Transcribe the material verbatim in full; the pictures do not belong in the copy.

◆ ◆ ◆

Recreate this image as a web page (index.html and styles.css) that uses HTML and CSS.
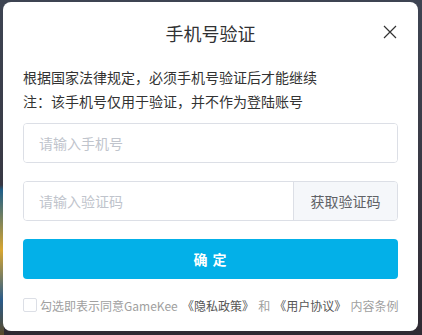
FILE: index.html
```html
<!DOCTYPE html>
<html lang="zh-CN">
<head>
<meta charset="utf-8">
<title>手机号验证</title>
<link rel="stylesheet" href="styles.css">
</head>
<body>
<div class="backdrop">
  <div class="modal">
    <div class="header">
      <h2 class="title">手机号验证</h2>
      <button class="close" aria-label="关闭">
        <svg width="16" height="16" viewBox="0 0 16 16"><path d="M2 2L14 14M14 2L2 14" stroke="#333" stroke-width="1.2" fill="none"/></svg>
      </button>
    </div>
    <div class="body">
      <p class="notice">根据国家法律规定，必须手机号验证后才能继续</p>
      <p class="notice">注：该手机号仅用于验证，并不作为登陆账号</p>
      <div class="field"><input class="input" type="text" placeholder="请输入手机号"></div>
      <div class="field group"><input class="input" type="text" placeholder="请输入验证码"><button class="append">获取验证码</button></div>
      <button class="submit">确 定</button>
      <label class="agree"><span class="checkbox"></span><span class="agree-text">勾选即表示同意GameKee <a class="link">《隐私政策》</a> 和 <a class="link">《用户协议》</a> 内容条例</span></label>
    </div>
  </div>
</div>
</body>
</html>
```
FILE: styles.css
```css
* { box-sizing: border-box; }
html, body { margin: 0; padding: 0; }
body {
  width: 422px;
  height: 335px;
  overflow: hidden;
  font-family: "Noto Sans CJK SC", "Noto Sans", sans-serif;
  background: linear-gradient(180deg, #3d4452 0%, #3a3c48 40%, #2f2a33 100%);
}
.backdrop {
  padding: 2px 0 0 3px;
  background:
    linear-gradient(180deg, transparent 0, transparent 185px, #1f5f88 190px, #d8a630 250px, #2a5b8a 300px, #5a4a2a 335px) left/4px 100% no-repeat;
  height: 335px;
}
.modal {
  width: 415px;
  height: 329px;
  background: #fff;
  border-radius: 8px;
  position: relative;
}
.header {
  padding-top: 19px;
  text-align: center;
}
.title {
  margin: 0;
  font-size: 18px;
  line-height: 24px;
  font-weight: 400;
  color: #303133;
}
.close {
  position: absolute;
  top: 22px;
  right: 20px;
  width: 16px;
  height: 16px;
  padding: 0;
  border: 0;
  background: none;
  display: flex;
}
.body {
  padding: 20px 20px 0 20px;
  display: flex;
  flex-direction: column;
}
.notice {
  margin: 0;
  font-size: 14px;
  line-height: 24px;
  color: #333;
}
.field {
  display: flex;
  height: 40px;
  margin-top: 18px;
  border: 1px solid #dcdfe6;
  border-radius: 4px;
  overflow: hidden;
}
.notice + .notice + .field { margin-top: 10px; }
.input {
  flex: 1;
  min-width: 0;
  border: 0;
  outline: none;
  padding: 0 15px;
  font-family: inherit;
  font-size: 14px;
  color: #333;
  background: #fff;
}
.input::placeholder { color: #c0c4cc; }
.append {
  width: 104px;
  border: 0;
  border-left: 1px solid #dcdfe6;
  background: #f5f7fa;
  font-family: inherit;
  font-size: 14px;
  color: #606266;
  padding: 0;
}
.submit {
  margin-top: 18px;
  height: 40px;
  border: 0;
  border-radius: 4px;
  background: #03b0e8;
  color: #fff;
  font-family: inherit;
  font-size: 14px;
  font-weight: 700;
  letter-spacing: 1px;
}
.agree {
  margin-top: 16px;
  display: flex;
  align-items: center;
  height: 20px;
  gap: 3px;
  font-size: 12px;
  color: #a0a0a0;
  white-space: nowrap;
}
.agree-text { word-spacing: 1.5px; }
.checkbox {
  width: 14px;
  height: 14px;
  border: 1px solid #dcdfe6;
  border-radius: 2px;
  background: #fff;
  flex: none;
}
.link { color: #555; }
```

◆ ◆ ◆

> **SOLUTION TO THIS EXERCISE**:
Recreate this image as a web page (index.html and styles.css) that uses HTML and CSS.
FILE: index.html
```html
<!DOCTYPE html>
<html lang="zh-CN">
<head>
<meta charset="utf-8">
<title>手机号验证</title>
<link rel="stylesheet" href="styles.css">
</head>
<body>
<div class="backdrop">
  <div class="modal">
    <div class="header">
      <h2 class="title">手机号验证</h2>
      <button class="close" aria-label="关闭">
        <svg width="16" height="16" viewBox="0 0 16 16"><path d="M2 2L14 14M14 2L2 14" stroke="#333" stroke-width="1.2" fill="none"/></svg>
      </button>
    </div>
    <div class="body">
      <p class="notice">根据国家法律规定，必须手机号验证后才能继续</p>
      <p class="notice">注：该手机号仅用于验证，并不作为登陆账号</p>
      <div class="field"><input class="input" type="text" placeholder="请输入手机号"></div>
      <div class="field group"><input class="input" type="text" placeholder="请输入验证码"><button class="append">获取验证码</button></div>
      <button class="submit">确 定</button>
      <label class="agree"><span class="checkbox"></span><span class="agree-text">勾选即表示同意GameKee <a class="link">《隐私政策》</a> 和 <a class="link">《用户协议》</a> 内容条例</span></label>
    </div>
  </div>
</div>
</body>
</html>
```
FILE: styles.css
```css
* { box-sizing: border-box; }
html, body { margin: 0; padding: 0; }
body {
  width: 422px;
  height: 335px;
  overflow: hidden;
  font-family: "Noto Sans CJK SC", "Noto Sans", sans-serif;
  background: linear-gradient(180deg, #3d4452 0%, #3a3c48 40%, #2f2a33 100%);
}
.backdrop {
  padding: 2px 0 0 3px;
  background:
    linear-gradient(180deg, transparent 0, transparent 185px, #1f5f88 190px, #d8a630 250px, #2a5b8a 300px, #5a4a2a 335px) left/4px 100% no-repeat;
  height: 335px;
}
.modal {
  width: 415px;
  height: 329px;
  background: #fff;
  border-radius: 8px;
  position: relative;
}
.header {
  padding-top: 19px;
  text-align: center;
}
.title {
  margin: 0;
  font-size: 18px;
  line-height: 24px;
  font-weight: 400;
  color: #303133;
}
.close {
  position: absolute;
  top: 22px;
  right: 20px;
  width: 16px;
  height: 16px;
  padding: 0;
  border: 0;
  background: none;
  display: flex;
}
.body {
  padding: 20px 20px 0 20px;
  display: flex;
  flex-direction: column;
}
.notice {
  margin: 0;
  font-size: 14px;
  line-height: 24px;
  color: #333;
}
.field {
  display: flex;
  height: 40px;
  margin-top: 18px;
  border: 1px solid #dcdfe6;
  border-radius: 4px;
  overflow: hidden;
}
.notice + .notice + .field { margin-top: 10px; }
.input {
  flex: 1;
  min-width: 0;
  border: 0;
  outline: none;
  padding: 0 15px;
  font-family: inherit;
  font-size: 14px;
  color: #333;
  background: #fff;
}
.input::placeholder { color: #c0c4cc; }
.append {
  width: 104px;
  border: 0;
  border-left: 1px solid #dcdfe6;
  background: #f5f7fa;
  font-family: inherit;
  font-size: 14px;
  color: #606266;
  padding: 0;
}
.submit {
  margin-top: 18px;
  height: 40px;
  border: 0;
  border-radius: 4px;
  background: #03b0e8;
  color: #fff;
  font-family: inherit;
  font-size: 14px;
  font-weight: 700;
  letter-spacing: 1px;
}
.agree {
  margin-top: 16px;
  display: flex;
  align-items: center;
  height: 20px;
  gap: 3px;
  font-size: 12px;
  color: #a0a0a0;
  white-space: nowrap;
}
.agree-text { word-spacing: 1.5px; }
.checkbox {
  width: 14px;
  height: 14px;
  border: 1px solid #dcdfe6;
  border-radius: 2px;
  background: #fff;
  flex: none;
}
.link { color: #555; }
```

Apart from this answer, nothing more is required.